◆ Data provided:
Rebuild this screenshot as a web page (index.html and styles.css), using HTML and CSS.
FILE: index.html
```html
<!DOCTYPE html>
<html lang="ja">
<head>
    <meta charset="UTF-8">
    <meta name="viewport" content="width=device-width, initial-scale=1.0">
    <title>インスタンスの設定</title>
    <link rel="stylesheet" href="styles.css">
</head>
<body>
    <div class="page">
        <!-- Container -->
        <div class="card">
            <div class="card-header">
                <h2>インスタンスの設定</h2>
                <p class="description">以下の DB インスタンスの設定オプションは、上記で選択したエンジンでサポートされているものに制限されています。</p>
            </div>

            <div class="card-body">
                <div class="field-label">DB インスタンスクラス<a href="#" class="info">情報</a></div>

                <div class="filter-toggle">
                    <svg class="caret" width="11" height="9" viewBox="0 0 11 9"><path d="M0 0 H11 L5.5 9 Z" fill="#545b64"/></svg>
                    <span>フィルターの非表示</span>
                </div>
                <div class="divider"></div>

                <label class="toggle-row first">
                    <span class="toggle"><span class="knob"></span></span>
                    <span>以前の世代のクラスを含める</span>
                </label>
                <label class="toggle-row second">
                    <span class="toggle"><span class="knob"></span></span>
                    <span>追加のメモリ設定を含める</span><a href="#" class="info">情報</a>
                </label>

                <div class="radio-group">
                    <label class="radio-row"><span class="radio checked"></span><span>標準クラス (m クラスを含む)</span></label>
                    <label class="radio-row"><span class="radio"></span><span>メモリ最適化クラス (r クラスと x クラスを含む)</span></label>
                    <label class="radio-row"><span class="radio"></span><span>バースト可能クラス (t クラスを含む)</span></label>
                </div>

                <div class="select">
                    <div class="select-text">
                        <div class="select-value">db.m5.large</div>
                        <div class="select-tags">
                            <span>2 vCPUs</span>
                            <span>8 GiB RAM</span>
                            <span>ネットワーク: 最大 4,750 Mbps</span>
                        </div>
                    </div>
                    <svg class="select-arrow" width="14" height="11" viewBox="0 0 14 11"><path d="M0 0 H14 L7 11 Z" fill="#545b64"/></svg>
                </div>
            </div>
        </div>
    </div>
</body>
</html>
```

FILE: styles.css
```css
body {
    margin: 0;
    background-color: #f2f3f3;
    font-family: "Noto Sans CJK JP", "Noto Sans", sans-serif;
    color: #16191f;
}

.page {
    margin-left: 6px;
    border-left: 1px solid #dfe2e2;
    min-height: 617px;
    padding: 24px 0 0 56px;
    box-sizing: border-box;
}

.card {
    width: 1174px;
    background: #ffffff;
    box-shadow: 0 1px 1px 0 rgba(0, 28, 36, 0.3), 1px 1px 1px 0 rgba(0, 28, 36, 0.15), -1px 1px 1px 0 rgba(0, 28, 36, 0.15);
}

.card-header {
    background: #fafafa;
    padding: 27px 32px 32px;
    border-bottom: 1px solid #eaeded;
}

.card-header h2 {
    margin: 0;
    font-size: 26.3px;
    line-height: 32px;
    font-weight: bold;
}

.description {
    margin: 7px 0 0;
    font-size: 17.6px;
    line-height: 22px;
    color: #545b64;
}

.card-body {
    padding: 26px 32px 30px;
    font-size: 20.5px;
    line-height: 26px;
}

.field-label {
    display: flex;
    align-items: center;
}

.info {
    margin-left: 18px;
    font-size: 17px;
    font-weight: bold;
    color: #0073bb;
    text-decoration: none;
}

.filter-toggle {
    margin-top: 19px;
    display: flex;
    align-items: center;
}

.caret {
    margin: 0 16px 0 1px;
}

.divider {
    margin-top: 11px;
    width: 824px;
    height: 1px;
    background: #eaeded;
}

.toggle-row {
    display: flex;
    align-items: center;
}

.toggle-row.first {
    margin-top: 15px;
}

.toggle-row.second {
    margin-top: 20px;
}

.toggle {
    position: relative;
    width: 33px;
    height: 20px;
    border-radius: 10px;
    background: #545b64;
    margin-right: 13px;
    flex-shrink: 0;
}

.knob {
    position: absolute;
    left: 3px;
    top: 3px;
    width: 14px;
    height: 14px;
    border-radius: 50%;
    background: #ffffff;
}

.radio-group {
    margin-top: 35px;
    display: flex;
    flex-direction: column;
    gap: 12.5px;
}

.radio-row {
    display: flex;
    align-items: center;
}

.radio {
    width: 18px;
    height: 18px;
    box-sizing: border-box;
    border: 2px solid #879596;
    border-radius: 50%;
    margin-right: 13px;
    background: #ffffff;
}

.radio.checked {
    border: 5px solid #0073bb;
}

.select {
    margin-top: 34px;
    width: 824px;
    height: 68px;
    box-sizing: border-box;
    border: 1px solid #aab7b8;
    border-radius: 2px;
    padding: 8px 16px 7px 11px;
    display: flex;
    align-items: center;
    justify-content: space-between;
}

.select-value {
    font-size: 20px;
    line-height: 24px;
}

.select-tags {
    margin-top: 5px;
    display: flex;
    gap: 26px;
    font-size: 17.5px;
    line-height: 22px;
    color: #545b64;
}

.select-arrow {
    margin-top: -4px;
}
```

◆ Exercise requirements: Quote the material exactly, leaving nothing out.

◆ Correct response:
Rebuild this screenshot as a web page (index.html and styles.css), using HTML and CSS.
FILE: index.html
```html
<!DOCTYPE html>
<html lang="ja">
<head>
    <meta charset="UTF-8">
    <meta name="viewport" content="width=device-width, initial-scale=1.0">
    <title>インスタンスの設定</title>
    <link rel="stylesheet" href="styles.css">
</head>
<body>
    <div class="page">
        <!-- Container -->
        <div class="card">
            <div class="card-header">
                <h2>インスタンスの設定</h2>
                <p class="description">以下の DB インスタンスの設定オプションは、上記で選択したエンジンでサポートされているものに制限されています。</p>
            </div>

            <div class="card-body">
                <div class="field-label">DB インスタンスクラス<a href="#" class="info">情報</a></div>

                <div class="filter-toggle">
                    <svg class="caret" width="11" height="9" viewBox="0 0 11 9"><path d="M0 0 H11 L5.5 9 Z" fill="#545b64"/></svg>
                    <span>フィルターの非表示</span>
                </div>
                <div class="divider"></div>

                <label class="toggle-row first">
                    <span class="toggle"><span class="knob"></span></span>
                    <span>以前の世代のクラスを含める</span>
                </label>
                <label class="toggle-row second">
                    <span class="toggle"><span class="knob"></span></span>
                    <span>追加のメモリ設定を含める</span><a href="#" class="info">情報</a>
                </label>

                <div class="radio-group">
                    <label class="radio-row"><span class="radio checked"></span><span>標準クラス (m クラスを含む)</span></label>
                    <label class="radio-row"><span class="radio"></span><span>メモリ最適化クラス (r クラスと x クラスを含む)</span></label>
                    <label class="radio-row"><span class="radio"></span><span>バースト可能クラス (t クラスを含む)</span></label>
                </div>

                <div class="select">
                    <div class="select-text">
                        <div class="select-value">db.m5.large</div>
                        <div class="select-tags">
                            <span>2 vCPUs</span>
                            <span>8 GiB RAM</span>
                            <span>ネットワーク: 最大 4,750 Mbps</span>
                        </div>
                    </div>
                    <svg class="select-arrow" width="14" height="11" viewBox="0 0 14 11"><path d="M0 0 H14 L7 11 Z" fill="#545b64"/></svg>
                </div>
            </div>
        </div>
    </div>
</body>
</html>
```

FILE: styles.css
```css
body {
    margin: 0;
    background-color: #f2f3f3;
    font-family: "Noto Sans CJK JP", "Noto Sans", sans-serif;
    color: #16191f;
}

.page {
    margin-left: 6px;
    border-left: 1px solid #dfe2e2;
    min-height: 617px;
    padding: 24px 0 0 56px;
    box-sizing: border-box;
}

.card {
    width: 1174px;
    background: #ffffff;
    box-shadow: 0 1px 1px 0 rgba(0, 28, 36, 0.3), 1px 1px 1px 0 rgba(0, 28, 36, 0.15), -1px 1px 1px 0 rgba(0, 28, 36, 0.15);
}

.card-header {
    background: #fafafa;
    padding: 27px 32px 32px;
    border-bottom: 1px solid #eaeded;
}

.card-header h2 {
    margin: 0;
    font-size: 26.3px;
    line-height: 32px;
    font-weight: bold;
}

.description {
    margin: 7px 0 0;
    font-size: 17.6px;
    line-height: 22px;
    color: #545b64;
}

.card-body {
    padding: 26px 32px 30px;
    font-size: 20.5px;
    line-height: 26px;
}

.field-label {
    display: flex;
    align-items: center;
}

.info {
    margin-left: 18px;
    font-size: 17px;
    font-weight: bold;
    color: #0073bb;
    text-decoration: none;
}

.filter-toggle {
    margin-top: 19px;
    display: flex;
    align-items: center;
}

.caret {
    margin: 0 16px 0 1px;
}

.divider {
    margin-top: 11px;
    width: 824px;
    height: 1px;
    background: #eaeded;
}

.toggle-row {
    display: flex;
    align-items: center;
}

.toggle-row.first {
    margin-top: 15px;
}

.toggle-row.second {
    margin-top: 20px;
}

.toggle {
    position: relative;
    width: 33px;
    height: 20px;
    border-radius: 10px;
    background: #545b64;
    margin-right: 13px;
    flex-shrink: 0;
}

.knob {
    position: absolute;
    left: 3px;
    top: 3px;
    width: 14px;
    height: 14px;
    border-radius: 50%;
    background: #ffffff;
}

.radio-group {
    margin-top: 35px;
    display: flex;
    flex-direction: column;
    gap: 12.5px;
}

.radio-row {
    display: flex;
    align-items: center;
}

.radio {
    width: 18px;
    height: 18px;
    box-sizing: border-box;
    border: 2px solid #879596;
    border-radius: 50%;
    margin-right: 13px;
    background: #ffffff;
}

.radio.checked {
    border: 5px solid #0073bb;
}

.select {
    margin-top: 34px;
    width: 824px;
    height: 68px;
    box-sizing: border-box;
    border: 1px solid #aab7b8;
    border-radius: 2px;
    padding: 8px 16px 7px 11px;
    display: flex;
    align-items: center;
    justify-content: space-between;
}

.select-value {
    font-size: 20px;
    line-height: 24px;
}

.select-tags {
    margin-top: 5px;
    display: flex;
    gap: 26px;
    font-size: 17.5px;
    line-height: 22px;
    color: #545b64;
}

.select-arrow {
    margin-top: -4px;
}
```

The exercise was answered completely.